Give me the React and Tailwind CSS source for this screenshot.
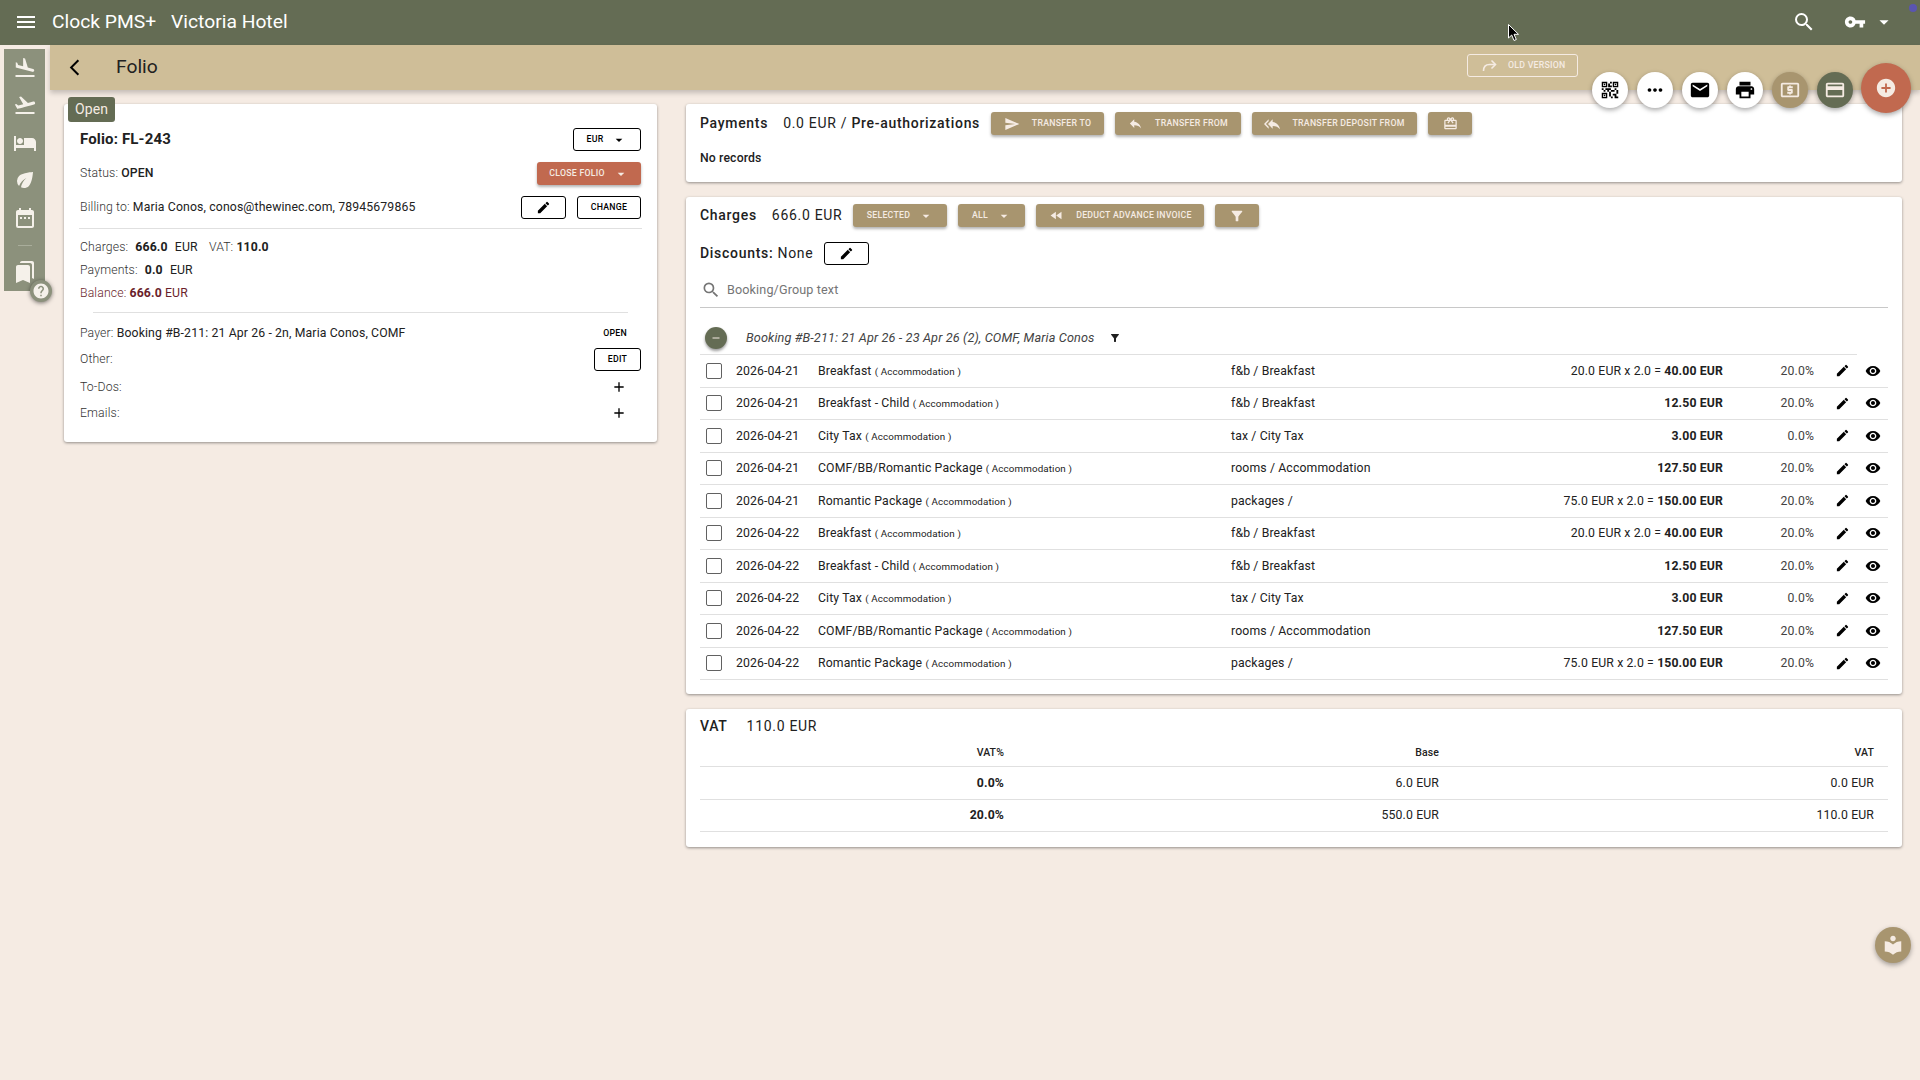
import React from 'react';
import {
  MdMenu, MdSearch, MdVpnKey, MdArrowDropDown, MdQrCode2, MdMoreHoriz, MdEmail, MdPrint, MdLocalAtm,
  MdCreditCard, MdAddCircle, MdArrowBackIosNew, MdEdit, MdVisibility, MdSend, MdReply, MdReplyAll,
  MdRedeem, MdFastRewind, MdFilterAlt, MdRemove, MdFlightLand, MdFlightTakeoff, MdHotel, MdEco, MdDateRange,
  MdBookmarks, MdHelp, MdLocalLibrary, MdAdd,
} from 'react-icons/md';

const charges = [
  ['2026-04-21', 'Breakfast', 'f&b / Breakfast', '20.0 EUR x 2.0 = ', '40.00 EUR', '20.0%'],
  ['2026-04-21', 'Breakfast - Child', 'f&b / Breakfast', '', '12.50 EUR', '20.0%'],
  ['2026-04-21', 'City Tax', 'tax / City Tax', '', '3.00 EUR', '0.0%'],
  ['2026-04-21', 'COMF/BB/Romantic Package', 'rooms / Accommodation', '', '127.50 EUR', '20.0%'],
  ['2026-04-21', 'Romantic Package', 'packages /', '75.0 EUR x 2.0 = ', '150.00 EUR', '20.0%'],
  ['2026-04-22', 'Breakfast', 'f&b / Breakfast', '20.0 EUR x 2.0 = ', '40.00 EUR', '20.0%'],
  ['2026-04-22', 'Breakfast - Child', 'f&b / Breakfast', '', '12.50 EUR', '20.0%'],
  ['2026-04-22', 'City Tax', 'tax / City Tax', '', '3.00 EUR', '0.0%'],
  ['2026-04-22', 'COMF/BB/Romantic Package', 'rooms / Accommodation', '', '127.50 EUR', '20.0%'],
  ['2026-04-22', 'Romantic Package', 'packages /', '75.0 EUR x 2.0 = ', '150.00 EUR', '20.0%'],
];

const vatRows = [
  ['0.0%', '6.0 EUR', '0.0 EUR'],
  ['20.0%', '550.0 EUR', '110.0 EUR'],
];

const sideIcons = [MdFlightLand, MdFlightTakeoff, MdHotel, MdEco, MdDateRange];

const OutlineBtn = ({ className = '', children }) => (
  <button className={`flex h-[23px] items-center justify-center rounded-[3px] border border-black bg-white text-[8.75px] font-medium uppercase tracking-[0.02857em] text-black ${className}`}>
    {children}
  </button>
);

const TanBtn = ({ className = '', children }) => (
  <button className={`flex h-[23px] items-center justify-center rounded-[3px] bg-[#a8956f] text-[8.75px] font-medium uppercase tracking-[0.02857em] text-[#f5ebe3] shadow-[0_2px_3px_rgba(0,0,0,0.3)] ${className}`}>
    {children}
  </button>
);

const Fab = ({ icon: Icon, bg = 'bg-white text-black', size = 22 }) => (
  <div className={`flex h-9 w-9 items-center justify-center rounded-full shadow-[0_2px_5px_rgba(0,0,0,0.35)] ${bg}`}>
    <Icon size={size} />
  </div>
);

const Card = ({ className = '', children }) => (
  <div className={`rounded-[3px] bg-white shadow-[0_1px_3px_rgba(0,0,0,0.4)] ${className}`}>{children}</div>
);

const Label = ({ children }) => <span className="font-light text-[#333]">{children}</span>;

export default function App() {
  return (
    <div className="relative h-[1080px] w-[1920px] overflow-hidden bg-[#f5ebe3] font-['Roboto',sans-serif] text-[12.25px] tracking-[0.01071em] text-[#212121]">
      {/* top bar */}
      <header className="flex h-[45px] items-center bg-[#646c54] pb-[1px] text-white">
        <MdMenu size={24} className="ml-[14px]" />
        <div className="ml-[14px] text-[19.25px] tracking-normal">Clock PMS+</div>
        <div className="ml-[15px] text-[19.25px] tracking-normal">Victoria Hotel</div>
        <MdSearch size={24} className="ml-auto" />
        <MdVpnKey size={22} className="ml-[28px]" />
        <MdArrowDropDown size={22} className="ml-[7px] mr-[25px]" />
      </header>

      <div className="flex">
        {/* side menu */}
        <aside className="relative ml-1 mt-1 flex h-[242px] w-[41px] flex-col items-center bg-[#8c917c] text-[#f5f1ea]">
          {sideIcons.map((Icon, i) => (
            <div key={i} className="flex h-[37.5px] w-full items-center justify-center">
              <Icon size={24} />
            </div>
          ))}
          <div className="mb-[14px] mt-[8.5px] h-px w-[14px] bg-[#a9ad9b]" />
          <MdBookmarks size={24} />
          <div className="absolute left-[26px] top-[231px] flex h-[22px] w-[22px] items-center justify-center rounded-full bg-[#8c917c] shadow-[0_1px_4px_rgba(0,0,0,0.5)]">
            <MdHelp size={18} />
          </div>
        </aside>

        <div className="ml-[5px] flex-1">
          {/* page title */}
          <div className="flex h-[45px] items-center bg-[#cfbe98] shadow-[0_3px_5px_rgba(0,0,0,0.2)]">
            <MdArrowBackIosNew size={19} className="mb-[1px] ml-[15px] text-black" />
            <div className="ml-[32px] text-[19.25px] tracking-normal text-[#212121]">Folio</div>
            <div className="mb-1 ml-auto mr-[342px] flex h-[23px] w-[111px] items-center rounded-[3px] border border-[#f5ebe3] pl-[14px] text-[8.75px] font-medium uppercase tracking-[0.02857em] text-[#f5ebe3]">
              <svg width="15" height="13" viewBox="0 0 15 13" fill="none" className="mr-[11px]">
                <path d="M1.5 12 C1.5 7.5 3.5 5.5 7.5 5.5 L13 5.5" stroke="#f5ebe3" strokeWidth="1.6" />
                <path d="M9.5 1.5 L13.5 5.5 L9.5 9.5" stroke="#f5ebe3" strokeWidth="1.6" />
              </svg>
              Old version
            </div>
          </div>

          <div className="flex items-start">
            {/* folio card */}
            <Card className="relative ml-[14px] mt-[14px] h-[338px] w-[593px] px-4">
              <div className="absolute left-1 top-[-7px] flex h-[25px] w-[47px] items-center justify-center rounded-[3px] bg-[#646c54] text-[14px] text-[#f5ebe3]">Open</div>
              <div className="mt-6 flex h-[23px] items-center justify-between">
                <div className="text-[15px] font-bold tracking-[0.01em]">Folio: FL-243</div>
                <OutlineBtn className="w-[68px]">EUR <MdArrowDropDown size={16} className="ml-2" /></OutlineBtn>
              </div>
              <div className="mt-[11px] flex h-[23px] items-center justify-between">
                <div><Label>Status: </Label><span className="font-medium">OPEN</span></div>
                <TanBtn className="w-[104px] bg-[#c1694f]!">Close Folio <MdArrowDropDown size={16} className="ml-2" /></TanBtn>
              </div>
              <div className="mt-[11px] flex h-[23px] items-center">
                <div><Label>Billing to: </Label>Maria Conos, conos@thewinec.com, 78945679865</div>
                <OutlineBtn className="ml-auto w-[45px]"><MdEdit size={15} /></OutlineBtn>
                <OutlineBtn className="ml-[11px] w-[64px]">Change</OutlineBtn>
              </div>
              <div className="-mx-px mt-[9px] h-px bg-[#e0e0e0]" />
              <div className="mt-[7px] leading-[23px]">
                <div><Label>Charges: </Label> <b className="ml-1 font-bold">666.0</b> <span className="ml-1">EUR</span> <span className="ml-2"><Label>VAT: </Label></span><b className="font-bold">110.0</b></div>
                <div><Label>Payments: </Label> <b className="ml-1 font-bold">0.0</b> <span className="ml-1">EUR</span></div>
                <div className="text-[#6b1f2c]"><span className="font-light">Balance: </span><b className="font-bold">666.0</b> EUR</div>
              </div>
              <div className="mx-[13px] mt-[7px] h-px bg-[#e0e0e0]" />
              <div className="mt-[9px] flex h-[23px] items-center justify-between">
                <div><Label>Payer: </Label>Booking #B-211: 21 Apr 26 - 2n, Maria Conos, COMF</div>
                <div className="mr-[14px] text-[8.75px] font-medium uppercase tracking-[0.02857em] text-black">Open</div>
              </div>
              <div className="mt-[3px] flex h-[23px] items-center justify-between">
                <Label>Other:</Label>
                <OutlineBtn className="w-[47px]">Edit</OutlineBtn>
              </div>
              <div className="mt-[5px] flex h-[23px] items-center justify-between">
                <Label>To-Dos:</Label>
                <MdAdd size={16} className="mb-[2px] mr-[14px] text-black" />
              </div>
              <div className="mt-[3px] flex h-[23px] items-center justify-between">
                <Label>Emails:</Label>
                <MdAdd size={16} className="mb-[1px] mr-[14px] text-black" />
              </div>
            </Card>

            <div className="ml-[29px] mt-[14px] w-[1216px]">
              {/* payments */}
              <Card className="h-[78px] px-[14px]">
                <div className="flex h-[39px] items-center text-[14px] tracking-[0.05em]">
                  <div className="font-medium">Payments</div>
                  <div className="ml-[15px]">0.0 EUR / <span className="font-medium">Pre-authorizations</span></div>
                  <TanBtn className="ml-[11px] w-[113px]"><MdSend size={16} className="mr-[12px]" />Transfer to</TanBtn>
                  <TanBtn className="ml-[11px] w-[126px]"><MdReply size={15} className="mr-[12px]" />Transfer from</TanBtn>
                  <TanBtn className="ml-[11px] w-[165px]"><MdReplyAll size={16} className="mr-[12px]" />Transfer deposit from</TanBtn>
                  <TanBtn className="ml-[11px] w-[44px]"><MdRedeem size={15} /></TanBtn>
                </div>
                <div className="mt-[6px] font-medium">No records</div>
              </Card>

              {/* charges */}
              <Card className="mt-[15px] h-[497px] px-[14px]">
                <div className="flex h-[37px] items-center text-[14px] tracking-[0.05em]">
                  <div className="font-medium">Charges</div>
                  <div className="ml-[15px]">666.0 EUR</div>
                  <TanBtn className="ml-[11px] w-[94px]">Selected <MdArrowDropDown size={16} className="ml-2" /></TanBtn>
                  <TanBtn className="ml-[11px] w-[67px]">All <MdArrowDropDown size={16} className="ml-2" /></TanBtn>
                  <TanBtn className="ml-[11px] w-[168px]"><MdFastRewind size={15} className="mr-[12px]" />Deduct advance invoice</TanBtn>
                  <TanBtn className="ml-[11px] w-[44px]"><MdFilterAlt size={16} /></TanBtn>
                </div>
                <div className="flex h-[39px] items-center text-[14px] tracking-[0.05em]">
                  <span className="font-medium">Discounts:</span>&nbsp;None
                  <OutlineBtn className="ml-[11px] w-[45px]"><MdEdit size={15} /></OutlineBtn>
                </div>
                <div className="flex h-[35px] items-center border-b border-[#c8c8c8]">
                  <MdSearch size={20} className="ml-[1px] text-[#757575]" />
                  <span className="ml-[6px] text-[12.6px] text-[#757575]">Booking/Group text</span>
                </div>
                <div className="mr-[31px] flex h-[47px] items-center border-b border-[#e0e0e0] pt-[14px] text-[12.7px] italic text-[#424242]">
                  <div className="ml-[5px] flex h-[22px] w-[22px] items-center justify-center rounded-full bg-[#646c54] text-[#f5ebe3] shadow-[0_2px_3px_rgba(0,0,0,0.4)]"><MdRemove size={12} /></div>
                  <span className="ml-[19px]">Booking #B-211: 21 Apr 26 - 23 Apr 26 (2), COMF, Maria Conos</span>
                  <MdFilterAlt size={12} className="ml-[14px] text-[#212121]" />
                </div>
                {charges.map((row, i) => (
                  <div key={i} className="grid h-[32.5px] grid-cols-[36px_82px_413px_150px_342px_91px_1fr] items-center border-b border-[#e0e0e0]">
                    <div className="ml-[6px] h-4 w-4 rounded-[2px] border border-[#616161]" />
                    <div>{row[0]}</div>
                    <div>{row[1]} <span className="text-[9.8px]">( Accommodation )</span></div>
                    <div>{row[2]}</div>
                    <div className="text-right">{row[3]}<b className="font-bold">{row[4]}</b></div>
                    <div className="text-right text-[#424242]">{row[5]}</div>
                    <div className="flex items-center pl-[21px] text-black">
                      <MdEdit size={15} />
                      <MdVisibility size={16} className="ml-[15px]" />
                    </div>
                  </div>
                ))}
              </Card>

              {/* vat */}
              <Card className="mt-[15px] h-[138px] px-[14px]">
                <div className="flex h-[34px] items-center pt-[1px] text-[14px] tracking-[0.05em]">
                  <span className="font-medium">VAT</span>
                  <span className="ml-[19px]">110.0 EUR</span>
                </div>
                <div className="grid h-[24px] grid-cols-[318px_435px_435px] items-center border-b border-[#e0e0e0] pb-1 text-[10.5px] font-medium">
                  <div className="pr-[14px] text-right">VAT%</div>
                  <div className="pr-[14px] text-right">Base</div>
                  <div className="pr-[14px] text-right">VAT</div>
                </div>
                {vatRows.map((row, i) => (
                  <div key={i} className="grid h-[32.5px] grid-cols-[318px_435px_435px] items-center border-b border-[#e0e0e0]">
                    <div className="pr-[14px] text-right font-bold">{row[0]}</div>
                    <div className="pr-[14px] text-right">{row[1]}</div>
                    <div className="pr-[14px] text-right">{row[2]}</div>
                  </div>
                ))}
              </Card>
            </div>
          </div>
        </div>
      </div>

      {/* floating actions */}
      <div className="absolute left-[1592px] top-[72px] flex gap-[9px]">
        <Fab icon={MdQrCode2} />
        <Fab icon={MdMoreHoriz} />
        <Fab icon={MdEmail} />
        <Fab icon={MdPrint} />
        <Fab icon={MdLocalAtm} bg="bg-[#a8956f] text-[#f5ebe3]" />
        <Fab icon={MdCreditCard} bg="bg-[#646c54] text-[#f5ebe3]" />
      </div>
      <div className="absolute left-[1861px] top-[63px] flex h-[50px] w-[50px] items-center justify-center rounded-full bg-[#c1694f] text-[#f5ebe3] shadow-[0_2px_5px_rgba(0,0,0,0.35)]">
        <MdAddCircle size={22} />
      </div>
      <div className="absolute left-[1875px] top-[927px] flex h-9 w-9 items-center justify-center rounded-full bg-[#a8956f] text-[#f5ebe3] shadow-[0_2px_5px_rgba(0,0,0,0.35)]">
        <MdLocalLibrary size={22} />
      </div>
      <div className="absolute left-[1909px] top-[4px] h-2 w-2 rounded-full bg-[#5a55b0]" />

      {/* mouse pointer */}
      <svg className="absolute left-[1508px] top-[24px]" width="12" height="18" viewBox="0 0 12 18">
        <path d="M0.5 0.5 L0.5 14 L3.7 11 L6 16.5 L8.3 15.5 L6 10.3 L10.5 10.3 Z" fill="#000" stroke="#fff" strokeWidth="1" />
      </svg>
    </div>
  );
}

==========

■ Exercise prompt: Copy nothing but the lines from the top of the data down to the line containing "MdHotel, MdEco, MdDateRange];", and leave the pictures out.

■ Answer to the problem:
Give me the React and Tailwind CSS source for this screenshot.
import React from 'react';
import {
  MdMenu, MdSearch, MdVpnKey, MdArrowDropDown, MdQrCode2, MdMoreHoriz, MdEmail, MdPrint, MdLocalAtm,
  MdCreditCard, MdAddCircle, MdArrowBackIosNew, MdEdit, MdVisibility, MdSend, MdReply, MdReplyAll,
  MdRedeem, MdFastRewind, MdFilterAlt, MdRemove, MdFlightLand, MdFlightTakeoff, MdHotel, MdEco, MdDateRange,
  MdBookmarks, MdHelp, MdLocalLibrary, MdAdd,
} from 'react-icons/md';

const charges = [
  ['2026-04-21', 'Breakfast', 'f&b / Breakfast', '20.0 EUR x 2.0 = ', '40.00 EUR', '20.0%'],
  ['2026-04-21', 'Breakfast - Child', 'f&b / Breakfast', '', '12.50 EUR', '20.0%'],
  ['2026-04-21', 'City Tax', 'tax / City Tax', '', '3.00 EUR', '0.0%'],
  ['2026-04-21', 'COMF/BB/Romantic Package', 'rooms / Accommodation', '', '127.50 EUR', '20.0%'],
  ['2026-04-21', 'Romantic Package', 'packages /', '75.0 EUR x 2.0 = ', '150.00 EUR', '20.0%'],
  ['2026-04-22', 'Breakfast', 'f&b / Breakfast', '20.0 EUR x 2.0 = ', '40.00 EUR', '20.0%'],
  ['2026-04-22', 'Breakfast - Child', 'f&b / Breakfast', '', '12.50 EUR', '20.0%'],
  ['2026-04-22', 'City Tax', 'tax / City Tax', '', '3.00 EUR', '0.0%'],
  ['2026-04-22', 'COMF/BB/Romantic Package', 'rooms / Accommodation', '', '127.50 EUR', '20.0%'],
  ['2026-04-22', 'Romantic Package', 'packages /', '75.0 EUR x 2.0 = ', '150.00 EUR', '20.0%'],
];

const vatRows = [
  ['0.0%', '6.0 EUR', '0.0 EUR'],
  ['20.0%', '550.0 EUR', '110.0 EUR'],
];

const sideIcons = [MdFlightLand, MdFlightTakeoff, MdHotel, MdEco, MdDateRange];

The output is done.